§ **YOUR GOAL**:
Images should be left out, and everything else in the listing reproduced exactly.

>> Begin COLLECTED MATERIAL

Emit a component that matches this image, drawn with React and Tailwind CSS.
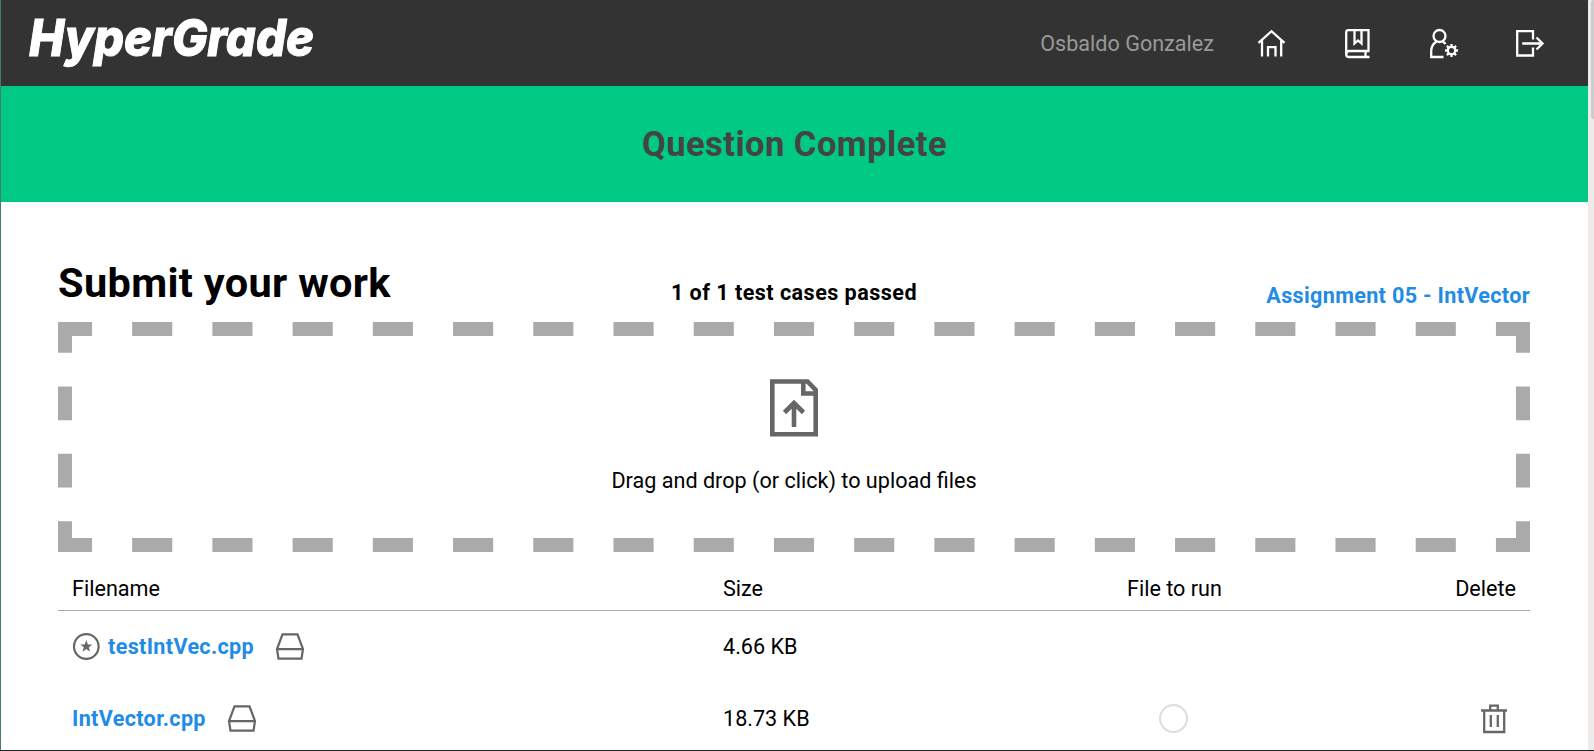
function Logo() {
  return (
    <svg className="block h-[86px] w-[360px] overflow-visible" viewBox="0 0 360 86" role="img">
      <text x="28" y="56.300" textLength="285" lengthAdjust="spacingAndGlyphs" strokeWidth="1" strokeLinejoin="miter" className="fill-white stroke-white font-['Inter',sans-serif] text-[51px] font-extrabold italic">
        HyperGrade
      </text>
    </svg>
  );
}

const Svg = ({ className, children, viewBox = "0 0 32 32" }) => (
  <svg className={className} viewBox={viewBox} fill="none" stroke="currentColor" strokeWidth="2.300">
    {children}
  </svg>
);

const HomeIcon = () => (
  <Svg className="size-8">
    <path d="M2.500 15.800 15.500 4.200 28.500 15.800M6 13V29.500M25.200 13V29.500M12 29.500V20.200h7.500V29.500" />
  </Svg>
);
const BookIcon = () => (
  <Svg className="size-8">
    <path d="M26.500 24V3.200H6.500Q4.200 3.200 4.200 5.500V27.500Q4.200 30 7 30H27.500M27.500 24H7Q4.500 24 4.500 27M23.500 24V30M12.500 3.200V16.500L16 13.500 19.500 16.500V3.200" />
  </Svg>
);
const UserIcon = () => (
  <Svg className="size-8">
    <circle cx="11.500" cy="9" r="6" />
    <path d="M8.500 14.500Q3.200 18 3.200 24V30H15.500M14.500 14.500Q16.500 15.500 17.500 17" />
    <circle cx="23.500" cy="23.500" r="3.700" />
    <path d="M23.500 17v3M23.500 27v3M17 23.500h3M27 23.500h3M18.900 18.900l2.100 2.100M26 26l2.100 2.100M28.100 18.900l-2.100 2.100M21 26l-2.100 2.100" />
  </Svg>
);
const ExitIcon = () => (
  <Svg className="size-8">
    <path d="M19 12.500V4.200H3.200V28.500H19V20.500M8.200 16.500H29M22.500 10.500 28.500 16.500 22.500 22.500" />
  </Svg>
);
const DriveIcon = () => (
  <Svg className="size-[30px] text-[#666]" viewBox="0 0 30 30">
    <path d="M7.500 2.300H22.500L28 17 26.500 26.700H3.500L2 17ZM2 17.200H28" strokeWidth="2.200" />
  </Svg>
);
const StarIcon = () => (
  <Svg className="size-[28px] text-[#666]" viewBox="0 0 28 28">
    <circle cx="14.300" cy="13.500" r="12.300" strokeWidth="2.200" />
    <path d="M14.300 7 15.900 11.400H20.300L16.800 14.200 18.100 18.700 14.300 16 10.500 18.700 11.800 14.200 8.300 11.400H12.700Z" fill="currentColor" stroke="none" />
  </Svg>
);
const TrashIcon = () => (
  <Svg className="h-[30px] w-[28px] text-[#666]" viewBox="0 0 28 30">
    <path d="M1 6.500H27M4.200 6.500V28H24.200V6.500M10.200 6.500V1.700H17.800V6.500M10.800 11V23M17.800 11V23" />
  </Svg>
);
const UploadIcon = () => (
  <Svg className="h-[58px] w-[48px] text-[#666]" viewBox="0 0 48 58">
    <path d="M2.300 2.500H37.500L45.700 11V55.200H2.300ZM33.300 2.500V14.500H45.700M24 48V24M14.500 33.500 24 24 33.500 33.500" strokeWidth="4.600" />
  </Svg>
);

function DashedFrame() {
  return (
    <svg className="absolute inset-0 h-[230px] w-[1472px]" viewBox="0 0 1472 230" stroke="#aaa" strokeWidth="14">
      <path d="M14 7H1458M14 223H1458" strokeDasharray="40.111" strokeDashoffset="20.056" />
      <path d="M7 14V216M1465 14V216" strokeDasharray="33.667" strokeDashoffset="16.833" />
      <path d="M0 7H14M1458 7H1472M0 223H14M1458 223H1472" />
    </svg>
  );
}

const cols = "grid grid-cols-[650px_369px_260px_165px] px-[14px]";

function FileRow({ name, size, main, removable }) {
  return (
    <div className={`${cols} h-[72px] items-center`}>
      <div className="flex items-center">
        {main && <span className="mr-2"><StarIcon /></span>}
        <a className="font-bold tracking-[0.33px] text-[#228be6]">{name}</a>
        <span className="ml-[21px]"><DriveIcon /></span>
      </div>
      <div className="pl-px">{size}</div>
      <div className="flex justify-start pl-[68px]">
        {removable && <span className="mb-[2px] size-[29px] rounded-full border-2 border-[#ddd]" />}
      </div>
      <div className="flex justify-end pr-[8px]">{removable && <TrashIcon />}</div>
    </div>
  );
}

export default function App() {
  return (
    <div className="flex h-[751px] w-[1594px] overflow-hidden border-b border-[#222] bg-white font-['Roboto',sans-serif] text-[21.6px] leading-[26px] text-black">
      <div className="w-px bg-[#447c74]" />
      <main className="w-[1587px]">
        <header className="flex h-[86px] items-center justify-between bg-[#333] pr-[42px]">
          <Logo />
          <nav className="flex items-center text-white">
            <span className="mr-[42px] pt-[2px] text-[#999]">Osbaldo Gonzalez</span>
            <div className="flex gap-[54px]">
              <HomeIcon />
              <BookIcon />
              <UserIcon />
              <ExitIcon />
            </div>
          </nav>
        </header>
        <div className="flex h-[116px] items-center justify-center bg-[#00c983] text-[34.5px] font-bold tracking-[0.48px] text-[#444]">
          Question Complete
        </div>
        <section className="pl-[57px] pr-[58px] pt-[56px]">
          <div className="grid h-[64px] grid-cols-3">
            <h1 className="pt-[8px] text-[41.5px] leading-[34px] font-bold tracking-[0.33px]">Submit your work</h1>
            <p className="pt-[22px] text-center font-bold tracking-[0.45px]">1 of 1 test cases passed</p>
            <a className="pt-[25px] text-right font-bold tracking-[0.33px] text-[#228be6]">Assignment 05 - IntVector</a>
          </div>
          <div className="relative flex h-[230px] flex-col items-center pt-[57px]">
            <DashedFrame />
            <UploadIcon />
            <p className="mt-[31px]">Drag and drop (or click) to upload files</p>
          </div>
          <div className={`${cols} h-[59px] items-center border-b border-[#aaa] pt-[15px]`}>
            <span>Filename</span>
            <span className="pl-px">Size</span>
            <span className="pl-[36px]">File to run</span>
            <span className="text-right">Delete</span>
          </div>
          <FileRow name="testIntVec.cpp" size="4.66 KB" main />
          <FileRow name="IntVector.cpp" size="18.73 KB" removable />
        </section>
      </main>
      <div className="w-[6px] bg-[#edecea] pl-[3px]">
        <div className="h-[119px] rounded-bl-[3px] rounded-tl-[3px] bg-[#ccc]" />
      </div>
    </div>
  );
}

>> End COLLECTED MATERIAL

§ **SOLUTION TO THIS EXERCISE**:
Emit a component that matches this image, drawn with React and Tailwind CSS.
function Logo() {
  return (
    <svg className="block h-[86px] w-[360px] overflow-visible" viewBox="0 0 360 86" role="img">
      <text x="28" y="56.300" textLength="285" lengthAdjust="spacingAndGlyphs" strokeWidth="1" strokeLinejoin="miter" className="fill-white stroke-white font-['Inter',sans-serif] text-[51px] font-extrabold italic">
        HyperGrade
      </text>
    </svg>
  );
}

const Svg = ({ className, children, viewBox = "0 0 32 32" }) => (
  <svg className={className} viewBox={viewBox} fill="none" stroke="currentColor" strokeWidth="2.300">
    {children}
  </svg>
);

const HomeIcon = () => (
  <Svg className="size-8">
    <path d="M2.500 15.800 15.500 4.200 28.500 15.800M6 13V29.500M25.200 13V29.500M12 29.500V20.200h7.500V29.500" />
  </Svg>
);
const BookIcon = () => (
  <Svg className="size-8">
    <path d="M26.500 24V3.200H6.500Q4.200 3.200 4.200 5.500V27.500Q4.200 30 7 30H27.500M27.500 24H7Q4.500 24 4.500 27M23.500 24V30M12.500 3.200V16.500L16 13.500 19.500 16.500V3.200" />
  </Svg>
);
const UserIcon = () => (
  <Svg className="size-8">
    <circle cx="11.500" cy="9" r="6" />
    <path d="M8.500 14.500Q3.200 18 3.200 24V30H15.500M14.500 14.500Q16.500 15.500 17.500 17" />
    <circle cx="23.500" cy="23.500" r="3.700" />
    <path d="M23.500 17v3M23.500 27v3M17 23.500h3M27 23.500h3M18.900 18.900l2.100 2.100M26 26l2.100 2.100M28.100 18.900l-2.100 2.100M21 26l-2.100 2.100" />
  </Svg>
);
const ExitIcon = () => (
  <Svg className="size-8">
    <path d="M19 12.500V4.200H3.200V28.500H19V20.500M8.200 16.500H29M22.500 10.500 28.500 16.500 22.500 22.500" />
  </Svg>
);
const DriveIcon = () => (
  <Svg className="size-[30px] text-[#666]" viewBox="0 0 30 30">
    <path d="M7.500 2.300H22.500L28 17 26.500 26.700H3.500L2 17ZM2 17.200H28" strokeWidth="2.200" />
  </Svg>
);
const StarIcon = () => (
  <Svg className="size-[28px] text-[#666]" viewBox="0 0 28 28">
    <circle cx="14.300" cy="13.500" r="12.300" strokeWidth="2.200" />
    <path d="M14.300 7 15.900 11.400H20.300L16.800 14.200 18.100 18.700 14.300 16 10.500 18.700 11.800 14.200 8.300 11.400H12.700Z" fill="currentColor" stroke="none" />
  </Svg>
);
const TrashIcon = () => (
  <Svg className="h-[30px] w-[28px] text-[#666]" viewBox="0 0 28 30">
    <path d="M1 6.500H27M4.200 6.500V28H24.200V6.500M10.200 6.500V1.700H17.800V6.500M10.800 11V23M17.800 11V23" />
  </Svg>
);
const UploadIcon = () => (
  <Svg className="h-[58px] w-[48px] text-[#666]" viewBox="0 0 48 58">
    <path d="M2.300 2.500H37.500L45.700 11V55.200H2.300ZM33.300 2.500V14.500H45.700M24 48V24M14.500 33.500 24 24 33.500 33.500" strokeWidth="4.600" />
  </Svg>
);

function DashedFrame() {
  return (
    <svg className="absolute inset-0 h-[230px] w-[1472px]" viewBox="0 0 1472 230" stroke="#aaa" strokeWidth="14">
      <path d="M14 7H1458M14 223H1458" strokeDasharray="40.111" strokeDashoffset="20.056" />
      <path d="M7 14V216M1465 14V216" strokeDasharray="33.667" strokeDashoffset="16.833" />
      <path d="M0 7H14M1458 7H1472M0 223H14M1458 223H1472" />
    </svg>
  );
}

const cols = "grid grid-cols-[650px_369px_260px_165px] px-[14px]";

function FileRow({ name, size, main, removable }) {
  return (
    <div className={`${cols} h-[72px] items-center`}>
      <div className="flex items-center">
        {main && <span className="mr-2"><StarIcon /></span>}
        <a className="font-bold tracking-[0.33px] text-[#228be6]">{name}</a>
        <span className="ml-[21px]"><DriveIcon /></span>
      </div>
      <div className="pl-px">{size}</div>
      <div className="flex justify-start pl-[68px]">
        {removable && <span className="mb-[2px] size-[29px] rounded-full border-2 border-[#ddd]" />}
      </div>
      <div className="flex justify-end pr-[8px]">{removable && <TrashIcon />}</div>
    </div>
  );
}

export default function App() {
  return (
    <div className="flex h-[751px] w-[1594px] overflow-hidden border-b border-[#222] bg-white font-['Roboto',sans-serif] text-[21.6px] leading-[26px] text-black">
      <div className="w-px bg-[#447c74]" />
      <main className="w-[1587px]">
        <header className="flex h-[86px] items-center justify-between bg-[#333] pr-[42px]">
          <Logo />
          <nav className="flex items-center text-white">
            <span className="mr-[42px] pt-[2px] text-[#999]">Osbaldo Gonzalez</span>
            <div className="flex gap-[54px]">
              <HomeIcon />
              <BookIcon />
              <UserIcon />
              <ExitIcon />
            </div>
          </nav>
        </header>
        <div className="flex h-[116px] items-center justify-center bg-[#00c983] text-[34.5px] font-bold tracking-[0.48px] text-[#444]">
          Question Complete
        </div>
        <section className="pl-[57px] pr-[58px] pt-[56px]">
          <div className="grid h-[64px] grid-cols-3">
            <h1 className="pt-[8px] text-[41.5px] leading-[34px] font-bold tracking-[0.33px]">Submit your work</h1>
            <p className="pt-[22px] text-center font-bold tracking-[0.45px]">1 of 1 test cases passed</p>
            <a className="pt-[25px] text-right font-bold tracking-[0.33px] text-[#228be6]">Assignment 05 - IntVector</a>
          </div>
          <div className="relative flex h-[230px] flex-col items-center pt-[57px]">
            <DashedFrame />
            <UploadIcon />
            <p className="mt-[31px]">Drag and drop (or click) to upload files</p>
          </div>
          <div className={`${cols} h-[59px] items-center border-b border-[#aaa] pt-[15px]`}>
            <span>Filename</span>
            <span className="pl-px">Size</span>
            <span className="pl-[36px]">File to run</span>
            <span className="text-right">Delete</span>
          </div>
          <FileRow name="testIntVec.cpp" size="4.66 KB" main />
          <FileRow name="IntVector.cpp" size="18.73 KB" removable />
        </section>
      </main>
      <div className="w-[6px] bg-[#edecea] pl-[3px]">
        <div className="h-[119px] rounded-bl-[3px] rounded-tl-[3px] bg-[#ccc]" />
      </div>
    </div>
  );
}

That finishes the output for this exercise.